Transporting pre-mixed hydrogen-natural gas streams through existing pipeline networks presents a pragmatic pathway for integrating hydrogen into energy systems while leveraging current infrastructure. The operational parameters for such blended systems involve considerations of flow assurance, compression requirements, and downstream separation, each influenced by the hydrogen blend ratio. The trade-offs between these factors and the associated infrastructure adaptation costs determine the feasibility and efficiency of hydrogen-natural gas transportation.
Flow assurance is a critical parameter in blended gas transportation. Hydrogen’s lower density and higher diffusivity compared to natural gas alter the flow dynamics within pipelines. At blend ratios up to 20% hydrogen by volume, existing natural gas pipelines can often operate without major modifications, as hydrogen’s impact on pressure drop and flow velocity remains manageable. However, higher blend ratios necessitate reassessment of pipeline materials and compressor configurations due to increased energy losses and potential embrittlement risks. The Reynolds number, which governs flow regime transitions, shifts with hydrogen blending, requiring adjustments in flow modeling to maintain turbulent flow and avoid stratification. Leakage rates may also rise due to hydrogen’s smaller molecular size, demanding enhanced monitoring and sealing technologies.

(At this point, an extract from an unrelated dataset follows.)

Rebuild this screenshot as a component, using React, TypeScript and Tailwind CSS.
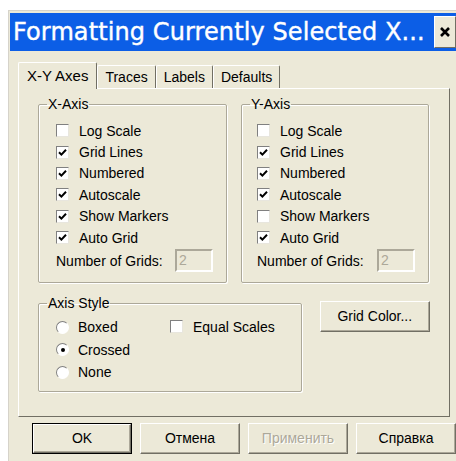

Compression modifications are another key consideration. Hydrogen’s lower energy density per unit volume means that blended streams require higher volumetric flow rates to deliver equivalent energy content. This imposes greater loads on compressor stations, which may need retrofitting or replacement to handle the increased throughput. Centrifugal compressors, common in natural gas networks, face efficiency losses when handling hydrogen blends due to changes in gas compressibility and molecular weight. Positive displacement compressors offer better performance but at higher capital and maintenance costs. The compression power requirement scales non-linearly with hydrogen concentration; for example, a 10% hydrogen blend may increase compression energy demand by 3-5%, while a 30% blend could raise it by 10-15%. These factors influence the economic viability of higher blend ratios.
Downstream separation needs add further complexity. End-use applications often require pure hydrogen or methane, necessitating separation units such as pressure swing adsorption (PSA) or membrane systems. The energy penalty for separation depends on the blend ratio and purity requirements. A 20% hydrogen blend might require 10-15% of the transported hydrogen’s energy content for separation, while higher blends increase this proportion. Industrial users with tolerance for mixed gases, such as some combustion systems, can reduce separation demands but may face efficiency losses due to hydrogen’s lower heating value per unit volume.
The trade-offs between blend ratios and infrastructure adaptation costs are central to deployment strategies. Low hydrogen blends (5-10%) minimize retrofitting costs but offer limited decarbonization benefits. Mid-range blends (15-30%) balance infrastructure changes with meaningful emissions reductions but require compressor upgrades and leakage management. High blends (above 30%) demand extensive pipeline material assessments, new compression systems, and higher separation costs, making them less economical without substantial incentives. Regional pipeline conditions also influence these trade-offs; newer, polymer-based distribution networks tolerate higher hydrogen concentrations better than older steel transmission lines.
Material compatibility is a recurring challenge across the value chain. Hydrogen embrittlement risks in steel pipelines and components escalate with higher concentrations and pressures. Polymer pipelines, while more resistant, face permeability issues. Valves, gaskets, and welds require revalidation for hydrogen service, adding to lifecycle costs. Monitoring and maintenance protocols must adapt to detect hydrogen-specific failure modes, such as fatigue cracking under cyclic loading.
Economic assessments of blended transport must account for the full value chain, from production to end-use. Lower blend ratios reduce immediate capital expenditures but may necessitate more extensive blending infrastructure to aggregate hydrogen from dispersed sources. Higher blends reduce the need for downstream hydrogen production but increase transportation and separation costs. The break-even point depends on regional factors such as gas prices, carbon policies, and existing asset conditions.
Operational safety remains paramount. Hydrogen’s wider flammability range and lower ignition energy require updated risk assessments for pipeline routing, leak detection, and emergency response. Methane-hydrogen blends exhibit combustion properties that vary with composition, demanding revised safety margins in design and operation.
The regulatory landscape also shapes operational parameters. Standards for hydrogen blending vary by jurisdiction, affecting permissible concentrations and infrastructure requirements. Harmonization of these standards is essential for cross-border pipeline networks and international trade.
In summary, transporting hydrogen-natural gas blends involves balancing technical, economic, and regulatory factors. Flow assurance, compression needs, and separation requirements are interdependent variables that scale with hydrogen concentration. While low blends offer a near-term solution with minimal disruption, higher concentrations require targeted infrastructure investments. The optimal blend ratio depends on regional infrastructure readiness, end-use requirements, and policy frameworks, making case-specific analysis essential for deployment decisions. The evolution of pipeline materials, compression technologies, and separation methods will further define the feasibility of blended hydrogen transport in the transition to low-carbon energy systems.